Playing the role of Benjamin Scheuer (the playwright, composer, and central character) each song follows Ben’s journey of and through music, through his rough relationship with his father and himself. Even the angriest, emo-iest numbers feel well handled, deliberately placed, and admirably pretty. Yet, as the show goes on and Ben’s misfortunes compound, the songs get shakier.


Ben’s tedious hold on his world is mirrored by the landscapes of illumination provided by designer Leo Lei, from great skyscrapers, to tiny flickering bulbs in the darkest moments. Nicely complimenting Ben’s songs in showing humble human moments, bounding expanses where the pterodactyls scream, and hidden worlds that the songwriter can only touch on before they are lost to him forever.

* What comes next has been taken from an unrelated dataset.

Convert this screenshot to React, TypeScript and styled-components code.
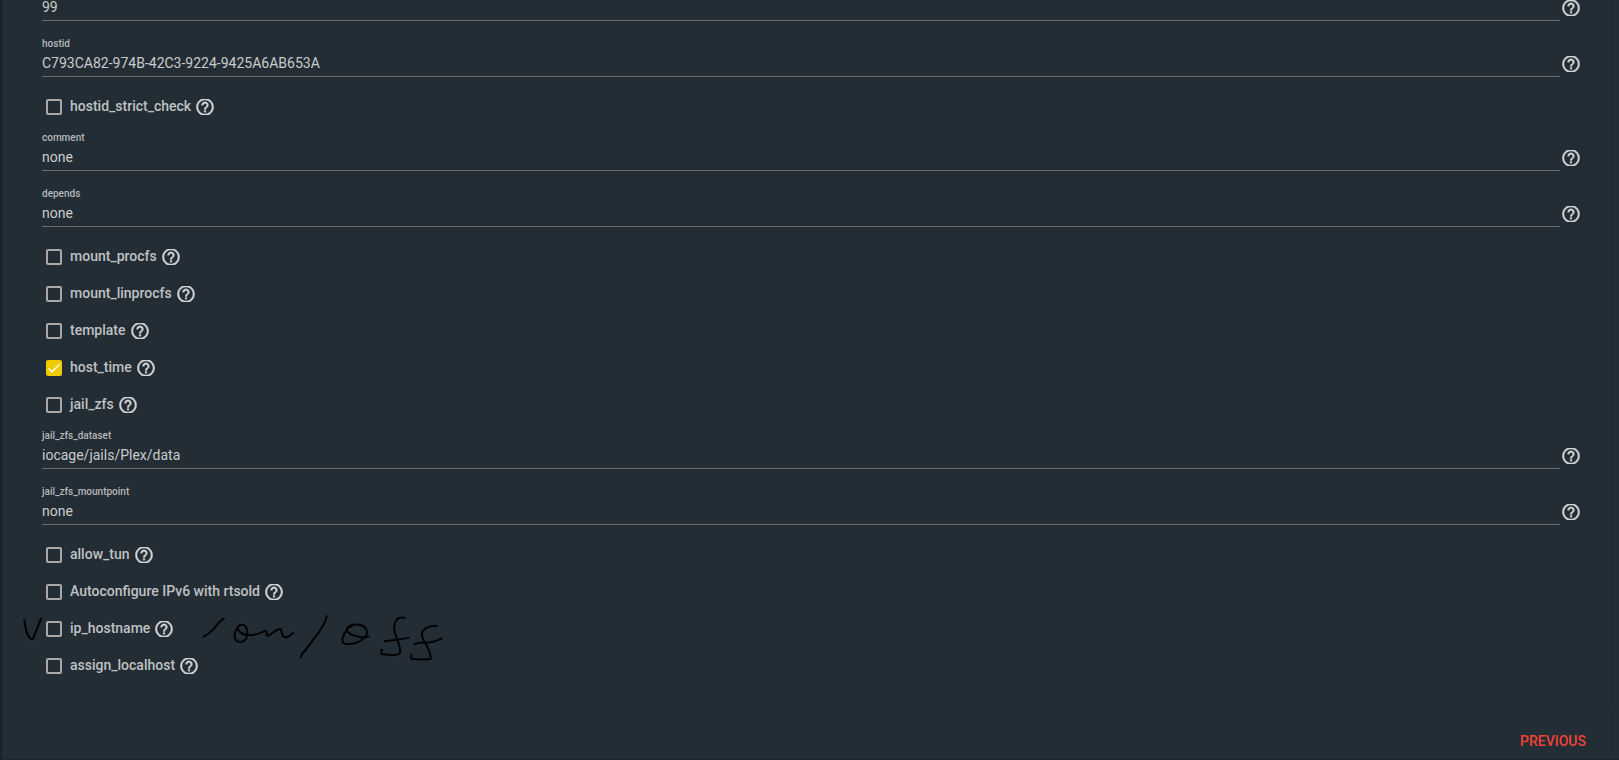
import React, { useId, useState } from "react";
import styled, { createGlobalStyle } from "styled-components";

const GlobalStyle = createGlobalStyle`
  *, *::before, *::after { box-sizing: border-box; }
  body {
    margin: 0;
    background: #232d35;
    color: #cacbcc;
    font-family: Roboto, sans-serif;
    font-size: 14px;
  }
`;

const Page = styled.main`
  min-height: 100vh;
  display: flex;
  padding: 0 7px 0 15px;
  border-left: 2px solid #19212c;
  border-bottom: 1px solid #1c222e;
  overflow: hidden;
`;

const Card = styled.form`
  flex: 1;
  min-width: 0;
  display: flex;
  flex-direction: column;
  border: solid #1f2830;
  border-width: 0 1px;
`;

const Settings = styled.div`
  padding: 0 31px 33px 24px;
`;

const FieldRow = styled.div`
  display: flex;
  align-items: flex-end;
  gap: 2px;
`;

const FieldBody = styled.div`
  flex: 1;
  min-width: 0;
  display: flex;
  flex-direction: column;
  border-bottom: 1px solid #666b70;
`;

const FieldLabel = styled.label`
  padding-top: 16px;
  height: 35px;
  font-size: 10px;
  font-weight: 500;
  line-height: 14px;
  color: #b5b8ba;
`;

const FieldInput = styled.input`
  height: 20px;
  padding: 0 0 6px;
  border: 0;
  outline: 0;
  background: transparent;
  color: inherit;
  font: inherit;
`;

const HelpButton = styled.button`
  display: block;
  padding: 0;
  border: 0;
  background: none;
  color: #d3d4d5;
  cursor: pointer;

  svg { display: block; }
`;

const FieldHelp = styled(HelpButton)`
  margin-bottom: 5px;
`;

const CheckGroup = styled.div`
  display: flex;
  flex-direction: column;
  gap: 21px;
  padding: 22px 0 0 4px;
`;

const CheckRow = styled.div`
  position: relative;
  display: flex;
  align-items: center;
  height: 16px;
`;

const CheckLabel = styled.label`
  display: flex;
  align-items: flex-start;
  gap: 8px;
  height: 16px;
  margin-right: 5px;
  line-height: 14px;
  font-weight: 500;
  color: #bfc1c3;
`;

const Tick = styled.span`
  display: grid;

  > * { grid-area: 1 / 1; }
  svg { pointer-events: none; }
`;

const TickInput = styled.input`
  appearance: none;
  width: 16px;
  height: 16px;
  margin: 0;
  border: 2px solid #aaa9a8;
  border-radius: 2px;

  &:checked {
    border-color: #f0cb00;
    background: #f0cb00;
  }
`;

const Handwriting = styled.svg`
  position: absolute;
  left: -26px;
  top: -11px;
  pointer-events: none;
`;

const Footer = styled.footer`
  flex: 1;
  display: flex;
  justify-content: flex-end;
  align-items: flex-start;
  padding: 23px 25px 0;
  border-top: 1px solid #1f272f;
`;

const TextButton = styled.button`
  padding: 0;
  border: 0;
  background: none;
  color: #f04337;
  font: inherit;
  font-weight: 500;
  line-height: 20px;
  cursor: pointer;
`;

function HelpIcon() {
  return (
    <svg width="18" height="16" viewBox="1.6 2.8 20.8 18.4" fill="currentColor" stroke="currentColor" strokeWidth="0.4" aria-hidden="true">
      <path d="M11 18h2v-2h-2v2zm1-16C6.48 2 2 6.48 2 12s4.48 10 10 10 10-4.48 10-10S17.52 2 12 2zm0 18c-4.41 0-8-3.59-8-8s3.59-8 8-8 8 3.59 8 8-3.59 8-8 8zm0-14c-2.21 0-4 1.79-4 4h2c0-1.1.9-2 2-2s2 .9 2 2c0 2-3 1.75-3 5h2c0-2.25 3-2.5 3-5 0-2.21-1.79-4-4-4z" />
    </svg>
  );
}

function Field({ name, value, hideLabel }: { name: string; value: string; hideLabel?: boolean }) {
  const id = useId();
  const [text, setText] = useState(value);
  return (
    <FieldRow>
      <FieldBody>
        {!hideLabel && <FieldLabel htmlFor={id}>{name}</FieldLabel>}
        <FieldInput
          id={id}
          aria-label={name}
          value={text}
          spellCheck={false}
          onChange={(e) => setText(e.target.value)}
        />
      </FieldBody>
      <FieldHelp type="button" aria-label={`Help: ${name}`}>
        <HelpIcon />
      </FieldHelp>
    </FieldRow>
  );
}

function Check({ name, on, children }: { name: string; on?: boolean; children?: React.ReactNode }) {
  const [checked, setChecked] = useState(!!on);
  return (
    <CheckRow>
      <CheckLabel>
        <Tick>
          <TickInput type="checkbox" checked={checked} onChange={(e) => setChecked(e.target.checked)} />
          {checked && (
            <svg width="16" height="16" viewBox="0 0 24 24" fill="none" stroke="#fff" strokeWidth="2.2" aria-hidden="true">
              <path d="M4.1 12.7 9 17.6 20.3 6.3" />
            </svg>
          )}
        </Tick>
        {name}
      </CheckLabel>
      <HelpButton type="button" aria-label={`Help: ${name}`}>
        <HelpIcon />
      </HelpButton>
      {children}
    </CheckRow>
  );
}

/* Pen strokes over the ip_hostname row, drawn at three units per pixel. */
function PenNote() {
  return (
    <Handwriting width="430" height="60" viewBox="0 0 1290 180" fill="none" stroke="#020304" strokeWidth="6" strokeLinecap="round" strokeLinejoin="round" aria-hidden="true">
      <path d="M13 31C15 45 17 55 19 64Q24 80 34 88H38C43 76 48 64 53 52Q59 38 63 25" />
      <g transform="translate(510 -15)">
        <path d="M41 95Q56 88 70 73L88 51Q95 42 102 41" />
        <path d="M150 60C140 64 133 82 134 97C136 110 151 115 163 107C174 99 175 76 167 65C162 58 150 57 146 63C140 72 147 82 159 87C176 94 201 89 222 79Q232 73 230 91Q236 94 243 87Q262 72 270 72C279 73 270 94 285 97Q294 98 310 83" />
        <path d="M410 34C407 54 397 67 384 85L350 130Q334 148 332 158Q334 143 349 137" />
        <path d="M484 66C489 61 481 61 475 69Q462 82 457 104C456 116 467 118 481 117C502 115 520 105 529 91C536 77 525 62 508 59C489 56 470 64 470 74C471 85 493 93 510 96Q524 99 536 95" />
        <path d="M645 38C631 36 622 37 617 49C609 66 612 77 620 99C626 115 633 132 630 144C623 153 603 151 574 147Q572 140 576 134M584 109Q602 106 618 104Q640 103 656 98" />
        <path d="M740 62C722 62 710 65 700 76C690 88 699 103 710 122Q722 142 722 162Q695 165 664 161V149M674 117Q690 111 710 113Q732 112 755 100" />
      </g>
    </Handwriting>
  );
}

export default function App() {
  return (
    <>
      <GlobalStyle />
      <Page>
        <Card onSubmit={(e) => e.preventDefault()}>
          <Settings>
            <Field name="priority" value="99" hideLabel />
            <Field name="hostid" value="C793CA82-974B-42C3-9224-9425A6AB653A" />
            <CheckGroup>
              <Check name="hostid_strict_check" />
            </CheckGroup>
            <Field name="comment" value="none" />
            <Field name="depends" value="none" />
            <CheckGroup>
              <Check name="mount_procfs" />
              <Check name="mount_linprocfs" />
              <Check name="template" />
              <Check name="host_time" on />
              <Check name="jail_zfs" />
            </CheckGroup>
            <Field name="jail_zfs_dataset" value="iocage/jails/Plex/data" />
            <Field name="jail_zfs_mountpoint" value="none" />
            <CheckGroup>
              <Check name="allow_tun" />
              <Check name="Autoconfigure IPv6 with rtsold" />
              <Check name="ip_hostname">
                <PenNote />
              </Check>
              <Check name="assign_localhost" />
            </CheckGroup>
          </Settings>
          <Footer>
            <TextButton type="button">PREVIOUS</TextButton>
          </Footer>
        </Card>
      </Page>
    </>
  );
}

By the end of the show, Allen’s careful gems have turned to germinating seeds, hatching and filling Ben’s story with wild and insistent light. What was pretty, technical mastery turns to wild, passionate play. Though the Lion is not a musical that grabs and reels from the word go, by the last song turns around, an audience may find that they’ve been gripping on to Ben’s story tightly, and may be inspired to head home and find the old acoustic guitar hiding under their own beds, (though, be warned, as easy as Jake Allen makes the union of player and instrument, the movéd audience member probably has a long way to go.)